This compassion stemmed from my father’s belief that how we treat the dead reveals how we treat the living, a concept in line with his guiding principle of dignity for all. I might take it one step further and suggest some people are more deserving than others.
Let me be clear: I’m a passivist; I am not comfortable with confrontation of any kind, let alone war. I also don’t have what it takes to be a soldier so I respect the work these men and women do and have done and I am grateful that they are willing to put their lives at risk to protect a wimp like me. As well, I’m not actively involved in politics; I see too many sides to a story to toe a party line. But I seem to have inherited my father’s concern for seniors and veterans because the news coming out Ottawa is touching a chord with me.

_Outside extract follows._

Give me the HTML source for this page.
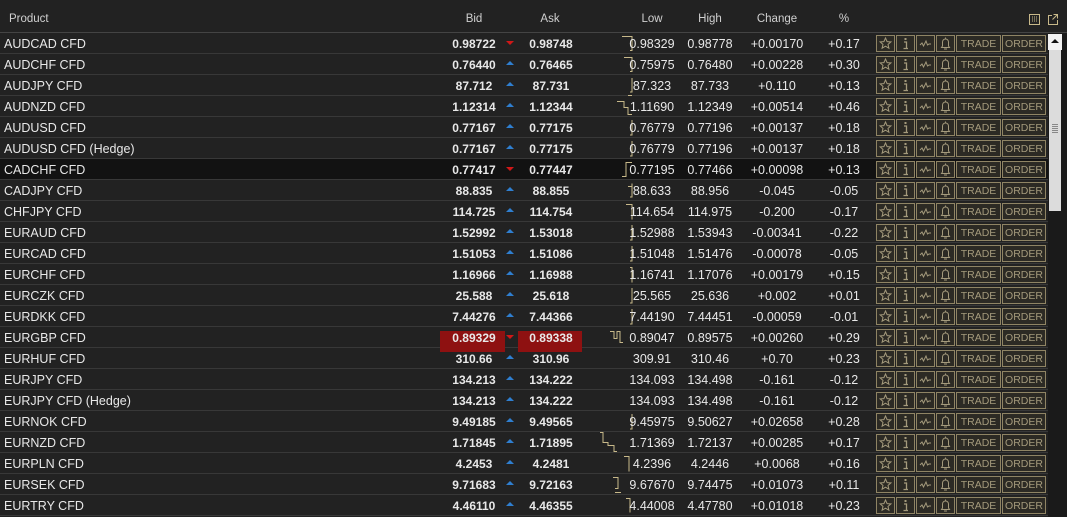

Let me reshape my father’s idea: How we treat the living and the dead reveals what we are like as a civilized first-world country. Sometimes the ultimate sacrifice requires a little sacrifice from the rest of us. Instead of clawing back soldiers’ and veterans’ disability payments, we should be giving them that money tax-free; they’ve earned it. Instead of playing games for votes, replace the Sea Kings with their modern equivalent. Instead of rejecting 2/3 of the applicants to a federal fund for poor veterans, we should be paying for the funeral of everyone who has served in the military, even those who didn’t get shot at.
And no cheap cloth-covered box, either.
(While I realize that people make their own choices and misfortune happens, it also seems to be fundamentally wrong that a phrase like “poor veteran” should exist at all. And, of course, we haven’t eradicated child poverty, either.)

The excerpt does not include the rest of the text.